■ **Stored data**
>> BEGIN

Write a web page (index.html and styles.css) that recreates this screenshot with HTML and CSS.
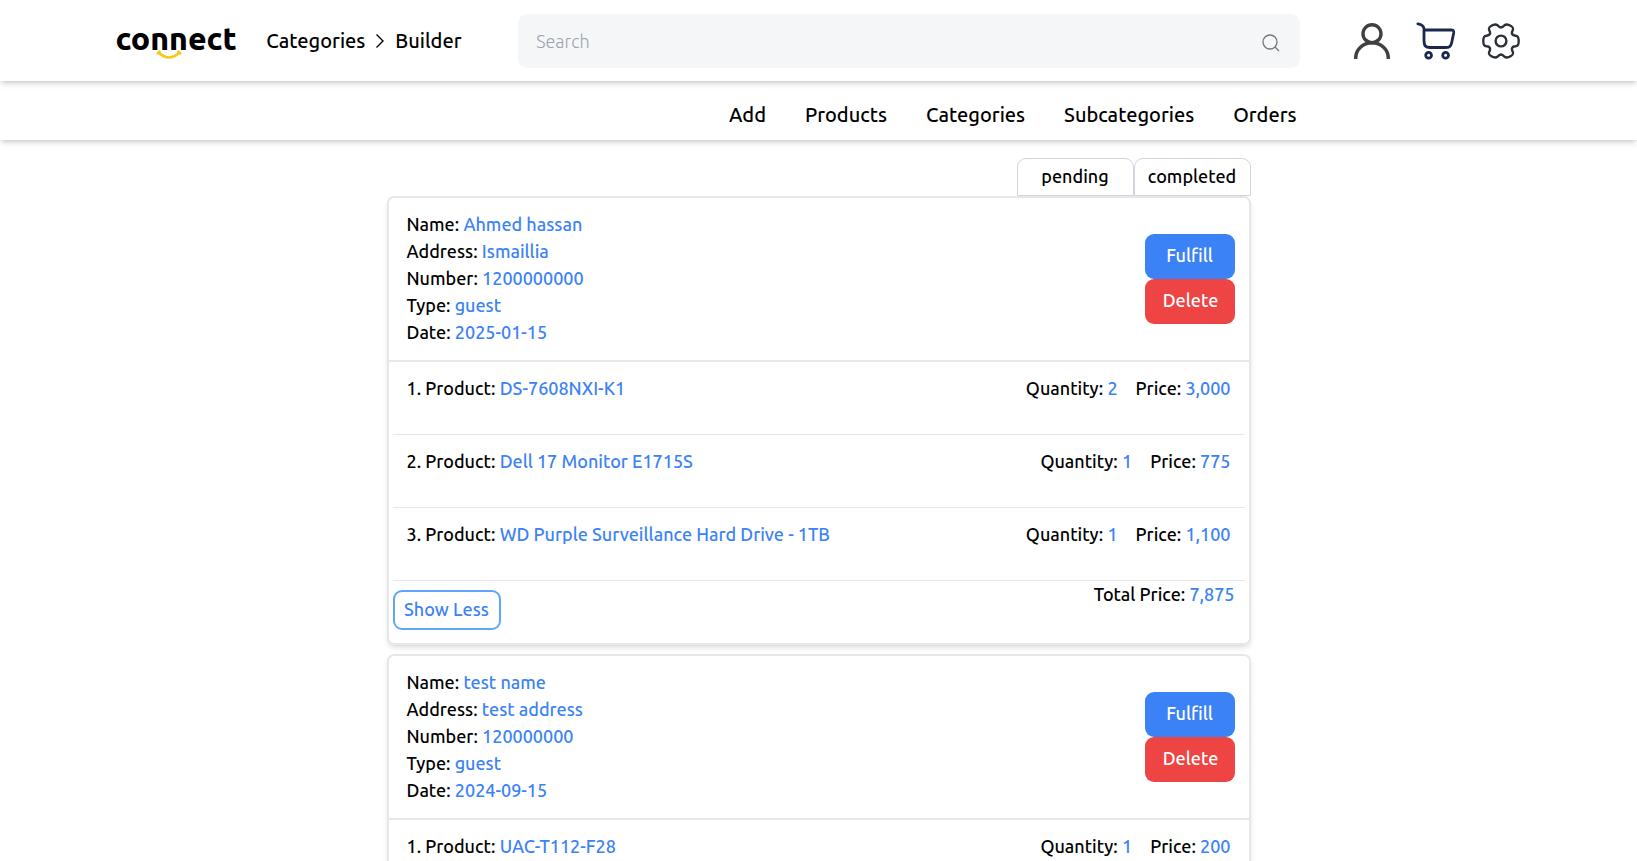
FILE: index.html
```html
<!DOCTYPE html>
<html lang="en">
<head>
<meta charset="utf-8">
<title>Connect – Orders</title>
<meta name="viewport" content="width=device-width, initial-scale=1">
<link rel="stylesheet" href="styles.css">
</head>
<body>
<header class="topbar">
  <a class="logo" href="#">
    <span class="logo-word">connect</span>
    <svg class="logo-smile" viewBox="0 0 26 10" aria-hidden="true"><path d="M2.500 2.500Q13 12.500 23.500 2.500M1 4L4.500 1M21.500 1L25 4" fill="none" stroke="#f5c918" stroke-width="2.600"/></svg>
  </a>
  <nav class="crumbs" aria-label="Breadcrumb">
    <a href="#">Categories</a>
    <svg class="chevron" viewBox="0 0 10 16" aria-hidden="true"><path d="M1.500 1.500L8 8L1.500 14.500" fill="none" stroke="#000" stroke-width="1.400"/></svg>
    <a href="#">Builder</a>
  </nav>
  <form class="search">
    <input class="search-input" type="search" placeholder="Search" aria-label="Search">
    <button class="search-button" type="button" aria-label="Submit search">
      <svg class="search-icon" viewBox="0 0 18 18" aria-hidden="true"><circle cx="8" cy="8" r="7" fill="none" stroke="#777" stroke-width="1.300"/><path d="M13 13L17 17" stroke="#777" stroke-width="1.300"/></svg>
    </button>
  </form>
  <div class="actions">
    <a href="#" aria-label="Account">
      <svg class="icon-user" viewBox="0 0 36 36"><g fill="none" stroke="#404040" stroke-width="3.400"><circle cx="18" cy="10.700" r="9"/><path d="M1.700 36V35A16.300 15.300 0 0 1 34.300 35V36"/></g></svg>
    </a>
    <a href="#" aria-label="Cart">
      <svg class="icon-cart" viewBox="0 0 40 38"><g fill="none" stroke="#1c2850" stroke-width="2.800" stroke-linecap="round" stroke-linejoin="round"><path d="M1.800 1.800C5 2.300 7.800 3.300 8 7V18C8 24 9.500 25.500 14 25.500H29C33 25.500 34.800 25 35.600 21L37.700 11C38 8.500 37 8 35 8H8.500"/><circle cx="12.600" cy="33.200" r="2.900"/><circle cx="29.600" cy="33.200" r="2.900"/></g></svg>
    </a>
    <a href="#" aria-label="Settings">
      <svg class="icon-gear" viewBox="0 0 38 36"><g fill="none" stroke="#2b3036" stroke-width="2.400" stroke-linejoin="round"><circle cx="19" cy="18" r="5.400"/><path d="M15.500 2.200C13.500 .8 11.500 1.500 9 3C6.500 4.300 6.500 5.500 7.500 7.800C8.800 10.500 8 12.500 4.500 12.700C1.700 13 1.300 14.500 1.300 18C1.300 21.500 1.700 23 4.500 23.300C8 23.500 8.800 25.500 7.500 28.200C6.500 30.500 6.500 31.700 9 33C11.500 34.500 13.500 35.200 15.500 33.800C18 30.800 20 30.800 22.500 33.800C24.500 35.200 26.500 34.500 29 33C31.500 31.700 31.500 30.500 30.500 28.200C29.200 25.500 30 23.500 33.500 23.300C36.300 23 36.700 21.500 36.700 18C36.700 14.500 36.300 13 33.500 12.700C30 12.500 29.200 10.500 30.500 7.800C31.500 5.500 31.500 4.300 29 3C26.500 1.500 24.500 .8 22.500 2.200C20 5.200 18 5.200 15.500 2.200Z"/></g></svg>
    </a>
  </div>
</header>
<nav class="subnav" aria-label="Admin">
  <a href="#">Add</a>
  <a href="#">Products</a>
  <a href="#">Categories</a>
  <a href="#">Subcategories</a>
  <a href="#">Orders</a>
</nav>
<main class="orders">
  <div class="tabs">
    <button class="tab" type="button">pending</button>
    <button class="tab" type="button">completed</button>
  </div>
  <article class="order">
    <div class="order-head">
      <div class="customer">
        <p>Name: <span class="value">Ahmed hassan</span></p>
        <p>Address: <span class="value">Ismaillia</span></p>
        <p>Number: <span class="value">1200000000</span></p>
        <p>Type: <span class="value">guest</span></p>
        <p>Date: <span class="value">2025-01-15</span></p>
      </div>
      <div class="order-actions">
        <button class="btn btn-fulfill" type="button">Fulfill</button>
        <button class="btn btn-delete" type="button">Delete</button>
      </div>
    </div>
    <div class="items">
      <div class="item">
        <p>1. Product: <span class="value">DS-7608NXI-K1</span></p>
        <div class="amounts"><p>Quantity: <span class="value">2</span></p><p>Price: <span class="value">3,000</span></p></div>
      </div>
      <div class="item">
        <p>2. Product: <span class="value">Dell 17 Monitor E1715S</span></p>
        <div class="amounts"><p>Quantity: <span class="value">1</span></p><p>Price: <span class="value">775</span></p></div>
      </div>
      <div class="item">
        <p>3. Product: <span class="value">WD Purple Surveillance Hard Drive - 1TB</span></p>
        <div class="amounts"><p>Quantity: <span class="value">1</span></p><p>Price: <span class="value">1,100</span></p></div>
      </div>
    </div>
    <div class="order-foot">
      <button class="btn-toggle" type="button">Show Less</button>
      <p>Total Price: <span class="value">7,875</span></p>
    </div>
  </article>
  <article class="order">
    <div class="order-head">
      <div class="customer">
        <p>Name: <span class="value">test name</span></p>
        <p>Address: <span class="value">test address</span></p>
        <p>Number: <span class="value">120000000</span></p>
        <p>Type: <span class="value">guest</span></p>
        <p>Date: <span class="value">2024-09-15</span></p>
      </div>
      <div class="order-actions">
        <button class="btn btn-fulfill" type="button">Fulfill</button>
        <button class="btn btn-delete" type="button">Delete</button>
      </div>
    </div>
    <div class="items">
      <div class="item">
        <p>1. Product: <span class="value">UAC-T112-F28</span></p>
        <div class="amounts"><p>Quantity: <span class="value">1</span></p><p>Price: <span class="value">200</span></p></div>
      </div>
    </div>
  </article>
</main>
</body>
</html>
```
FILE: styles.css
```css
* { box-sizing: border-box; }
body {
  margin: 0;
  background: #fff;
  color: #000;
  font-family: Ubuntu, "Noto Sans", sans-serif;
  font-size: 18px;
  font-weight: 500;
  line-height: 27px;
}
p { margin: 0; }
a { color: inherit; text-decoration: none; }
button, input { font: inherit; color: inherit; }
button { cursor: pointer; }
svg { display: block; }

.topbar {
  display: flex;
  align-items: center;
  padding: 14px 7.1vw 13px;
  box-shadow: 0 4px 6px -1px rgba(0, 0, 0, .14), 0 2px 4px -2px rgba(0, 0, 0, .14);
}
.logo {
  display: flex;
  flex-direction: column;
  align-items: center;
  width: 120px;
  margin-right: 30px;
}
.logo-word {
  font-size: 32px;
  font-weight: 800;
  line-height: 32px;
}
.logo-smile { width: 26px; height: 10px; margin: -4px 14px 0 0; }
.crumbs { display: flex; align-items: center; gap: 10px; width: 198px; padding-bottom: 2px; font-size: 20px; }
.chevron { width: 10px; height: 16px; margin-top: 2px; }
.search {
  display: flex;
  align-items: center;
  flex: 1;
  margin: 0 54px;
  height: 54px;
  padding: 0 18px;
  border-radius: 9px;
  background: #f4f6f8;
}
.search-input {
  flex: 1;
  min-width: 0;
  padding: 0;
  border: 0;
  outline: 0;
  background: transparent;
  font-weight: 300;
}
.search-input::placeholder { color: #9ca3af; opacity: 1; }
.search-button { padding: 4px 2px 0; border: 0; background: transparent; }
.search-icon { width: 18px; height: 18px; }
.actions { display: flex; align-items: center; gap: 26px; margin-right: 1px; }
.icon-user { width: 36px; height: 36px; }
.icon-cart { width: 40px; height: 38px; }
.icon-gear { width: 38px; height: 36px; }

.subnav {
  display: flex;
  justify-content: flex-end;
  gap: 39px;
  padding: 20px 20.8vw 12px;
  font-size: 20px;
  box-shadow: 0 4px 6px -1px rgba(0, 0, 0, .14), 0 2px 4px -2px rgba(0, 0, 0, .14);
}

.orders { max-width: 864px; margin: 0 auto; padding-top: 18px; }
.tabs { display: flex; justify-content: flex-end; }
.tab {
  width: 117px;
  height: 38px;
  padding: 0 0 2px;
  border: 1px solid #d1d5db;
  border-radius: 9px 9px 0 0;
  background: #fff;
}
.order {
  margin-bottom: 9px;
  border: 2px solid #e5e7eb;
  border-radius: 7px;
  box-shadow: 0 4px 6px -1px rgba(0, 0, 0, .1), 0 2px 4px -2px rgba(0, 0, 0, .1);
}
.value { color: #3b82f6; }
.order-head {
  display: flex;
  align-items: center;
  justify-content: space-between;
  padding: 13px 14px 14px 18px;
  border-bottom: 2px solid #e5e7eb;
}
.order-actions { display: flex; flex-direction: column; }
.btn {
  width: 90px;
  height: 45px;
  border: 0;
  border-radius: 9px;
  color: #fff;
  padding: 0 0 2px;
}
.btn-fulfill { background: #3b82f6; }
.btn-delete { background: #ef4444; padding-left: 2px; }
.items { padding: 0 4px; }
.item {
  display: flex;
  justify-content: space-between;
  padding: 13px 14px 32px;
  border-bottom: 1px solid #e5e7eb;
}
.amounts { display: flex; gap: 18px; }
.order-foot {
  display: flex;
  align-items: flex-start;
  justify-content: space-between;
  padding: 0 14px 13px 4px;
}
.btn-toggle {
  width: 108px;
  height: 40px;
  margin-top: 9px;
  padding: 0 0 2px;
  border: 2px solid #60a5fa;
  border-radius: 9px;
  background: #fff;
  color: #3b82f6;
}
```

>> END

■ **Task directions**
Extract each line from the listing that holds the word "index".

■ **Response to this task**
Write a web page (index.html and styles.css) that recreates this screenshot with HTML and CSS.
FILE: index.html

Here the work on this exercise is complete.